A economia é a política concentrada”

Nossa experiência apontou que os processos, depois de ter se tomado o poder, são definidos na economia. Lenin dizia que a política é a economia concentrada. Não há nada que deixe de ser política, uma lei, um investimento, um crédito, uma taxa de juros. É sempre preciso ver nas decisões quem ganha e quem perde com elas. A economia existe desde muito antes de termos chegado ao governo. O mercado, a propriedade, têm muitos séculos de história e quando nós nos acomodamos, somos absorvidos e a única forma de superar o peso da tradição e dos poderes anteriores é a audácia.

Um perigo que ameaça um governo revolucionário é fazer na economia aquilo que a direita deveria fazer. Para enfrentar as crises econômicas, a redução da renda, são necessárias medidas, mas não devem ser aquelas que tomariam a direita.

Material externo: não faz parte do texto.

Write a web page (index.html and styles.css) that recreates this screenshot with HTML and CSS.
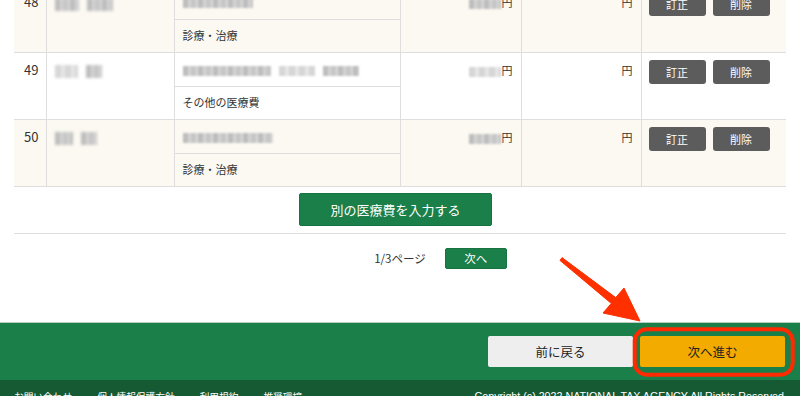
FILE: index.html
```html
<!DOCTYPE html>
<html lang="ja">
<head>
    <meta charset="UTF-8">
    <meta name="viewport" content="width=device-width, initial-scale=1.0">
    <title>医療費の入力</title>
    <link rel="stylesheet" href="styles.css">
</head>
<body>
    <main class="content">
        <table class="expense-table">
            <colgroup>
                <col class="col-num">
                <col class="col-name">
                <col class="col-detail">
                <col class="col-amount">
                <col class="col-amount2">
                <col class="col-action">
            </colgroup>

            <tbody class="entry alt">
                <tr>
                    <td class="num" rowspan="2">48</td>
                    <td class="name" rowspan="2"><span class="mask w24"></span><span class="mask w26"></span></td>
                    <td class="detail"><span class="mask w70"></span></td>
                    <td class="amount" rowspan="2"><span class="mask w32"></span>円</td>
                    <td class="amount" rowspan="2">円</td>
                    <td class="action" rowspan="2"><button class="btn-small">訂正</button><button class="btn-small">削除</button></td>
                </tr>
                <tr>
                    <td class="detail sub">診療・治療</td>
                </tr>
            </tbody>

            <tbody class="entry">
                <tr>
                    <td class="num" rowspan="2">49</td>
                    <td class="name" rowspan="2"><span class="mask light w23"></span><span class="mask w16"></span></td>
                    <td class="detail"><span class="mask w88"></span><span class="mask light w36"></span><span class="mask w36"></span></td>
                    <td class="amount" rowspan="2"><span class="mask light w32"></span>円</td>
                    <td class="amount" rowspan="2">円</td>
                    <td class="action" rowspan="2"><button class="btn-small">訂正</button><button class="btn-small">削除</button></td>
                </tr>
                <tr>
                    <td class="detail sub">その他の医療費</td>
                </tr>
            </tbody>

            <tbody class="entry alt">
                <tr>
                    <td class="num" rowspan="2">50</td>
                    <td class="name" rowspan="2"><span class="mask w18"></span><span class="mask w16"></span></td>
                    <td class="detail"><span class="mask w90"></span></td>
                    <td class="amount" rowspan="2"><span class="mask w32"></span>円</td>
                    <td class="amount" rowspan="2">円</td>
                    <td class="action" rowspan="2"><button class="btn-small">訂正</button><button class="btn-small">削除</button></td>
                </tr>
                <tr>
                    <td class="detail sub">診療・治療</td>
                </tr>
            </tbody>
        </table>

        <div class="add-row">
            <button class="btn-add">別の医療費を入力する</button>
        </div>

        <div class="pager">
            <span class="pager-count">1/3ページ</span>
            <button class="btn-page">次へ</button>
        </div>
    </main>

    <div class="step-bar">
        <button class="btn-back">前に戻る</button>
        <button class="btn-next">次へ進む</button>
    </div>

    <footer class="site-footer">
        <ul class="footer-links">
            <li>お問い合わせ</li>
            <li>個人情報保護方針</li>
            <li>利用規約</li>
            <li>推奨環境</li>
        </ul>
        <p class="copyright">Copyright (c) 2022 NATIONAL TAX AGENCY All Rights Reserved</p>
    </footer>

    <!-- annotation drawn over the screenshot -->
    <svg class="annotation" width="800" height="396" viewBox="0 0 800 396">
        <polygon class="arrow" points="562,257.6 615.7,297.6 624,288 640,321 603,313 611.3,303.4 560,260.4"/>
        <rect class="highlight" x="634.7" y="329.3" width="158" height="45.4" rx="12" ry="12"/>
    </svg>
</body>
</html>
```

FILE: styles.css
```css
* {
    box-sizing: border-box;
}
html {
    overflow: hidden;
}
body {
    margin: 0;
    position: relative;
    font-family: "Noto Sans CJK JP", "Noto Sans", sans-serif;
    font-size: 11px;
    color: #333;
    background: #fff;
}
button {
    font-family: inherit;
    cursor: pointer;
}
.content {
    padding: 0 14px;
}

/* table */
.expense-table {
    width: 100%;
    table-layout: fixed;
    border-collapse: collapse;
    margin-top: -15px;
}
.col-num { width: 32px; }
.col-name { width: 128px; }
.col-detail { width: 226px; }
.col-amount { width: 121px; }
.col-amount2 { width: 120px; }
.col-action { width: 145px; }

.entry td {
    border-bottom: 1px solid #dedede;
    border-left: 1px solid #dedede;
    vertical-align: top;
    line-height: 17px;
}
.entry td.num {
    border-left: 0;
}
.entry.alt {
    background: #fcf9f2;
}
.num {
    font-size: 13px;
    text-align: center;
    padding: 8px 0 0 3px;
}
.name {
    padding: 9px 8px 0;
}
.detail {
    height: 34px;
    padding: 0 8px;
    vertical-align: middle !important;
    white-space: nowrap;
}
.detail.sub {
    height: 33px;
}
.amount {
    text-align: right;
    padding: 9px 8px 0;
    white-space: nowrap;
}
.action {
    padding: 7px 0 0 7px;
    white-space: nowrap;
}
.btn-small {
    width: 57px;
    height: 24px;
    margin-right: 7px;
    border: 0;
    border-radius: 3px;
    background: #5c5c5c;
    color: #fff;
    font-size: 11px;
    vertical-align: top;
}

/* blurred personal data */
.mask {
    display: inline-block;
    height: 10px;
    margin-right: 8px;
    vertical-align: middle;
    background: repeating-linear-gradient(90deg, #bdbdbd 0 5px, #d4d4d4 5px 8px, #c6c6c6 8px 13px, #dadada 13px 15px);
    filter: blur(1.2px);
}
.mask.light {
    background: repeating-linear-gradient(90deg, #d6d6d6 0 6px, #e6e6e6 6px 10px);
}
.name .mask {
    height: 13px;
    filter: blur(1.6px);
}
.amount .mask {
    margin-right: 1px;
}
.w16 { width: 16px; }
.w18 { width: 18px; }
.w23 { width: 23px; }
.w24 { width: 24px; }
.w26 { width: 26px; }
.w32 { width: 32px; }
.w36 { width: 36px; }
.w70 { width: 70px; }
.w88 { width: 88px; }
.w90 { width: 90px; }

/* add button */
.add-row {
    display: flex;
    justify-content: center;
    padding: 6px 9px 7px 0;
    border-bottom: 1px solid #dedede;
}
.btn-add {
    width: 193px;
    height: 33px;
    border: 1px solid #17733f;
    border-radius: 2px;
    background: #1b7f4a;
    color: #fff;
    font-size: 13px;
}

/* pager */
.pager {
    display: grid;
    grid-template-columns: 1fr auto 1fr;
    align-items: center;
    align-content: start;
    height: 88px;
    padding: 14px 0 0;
}
.pager-count {
    grid-column: 2;
    font-size: 11.5px;
}
.btn-page {
    grid-column: 3;
    justify-self: start;
    width: 62px;
    height: 21px;
    margin-left: 19px;
    border: 1px solid #17733f;
    border-radius: 2px;
    background: #1b7f4a;
    color: #fff;
    font-size: 11.5px;
}

/* step navigation */
.step-bar {
    display: flex;
    justify-content: flex-end;
    gap: 7px;
    padding: 13px 15px 13px 0;
    background: #1b7f4a;
    border-top: 1px solid #b8cdbf;
}
.step-bar button {
    width: 145px;
    height: 31px;
    border: 0;
    border-radius: 2px;
    font-size: 12.5px;
    color: #222;
}
.btn-back {
    background: #eeeeee;
}
.btn-next {
    background: #f3ab00;
}

/* footer */
.site-footer {
    display: flex;
    justify-content: space-between;
    align-items: flex-start;
    height: 40px;
    padding: 10px 16px 0 14px;
    background: #155a33;
    color: #fff;
}
.footer-links {
    display: flex;
    gap: 25px;
    margin: 0;
    padding: 0;
    list-style: none;
    font-size: 9.7px;
}
.copyright {
    margin: 0;
    font-family: "Liberation Sans", Arial, sans-serif;
    font-size: 10.7px;
}

/* annotation */
.annotation {
    position: absolute;
    top: 0;
    left: 0;
    pointer-events: none;
}
.arrow {
    fill: #ff3000;
    stroke: #ff3000;
    stroke-width: 1;
    stroke-linejoin: round;
}
.highlight {
    fill: none;
    stroke: #ff2a00;
    stroke-width: 4;
}
```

É bom lembrar que, depois de 10 anos, nenhum presidente, vice ou ministro precisa de autorização do Banco Mundial e do FMI e dos Estados Unidos pra definirmos o nosso próprio destino, mas eles seguem conspirando, porque a direita aprende melhor que a esquerda com suas derrotas.

Fim do ciclo?

A direita vive dizendo que os governos progressistas na América Latina estão chegando ao fim. A novidade é que os setores progressistas e de esquerda estão também apoiando esse discurso e isso é grave. Depois dos nossos governos, não virão novos governos mais revolucionários, mas uma direita ainda mais conservadora. Em 1971 houve um governo progressista na Bolívia. Ele foi atacado pela direita e pela esquerda que buscava o socialismo. A conclusão é que ele caiu e entraram os governos militares. O que deve existir são revoluções a partir dos governos, empurrando os processos existentes, a outra alternativa é a direita e o retrocesso.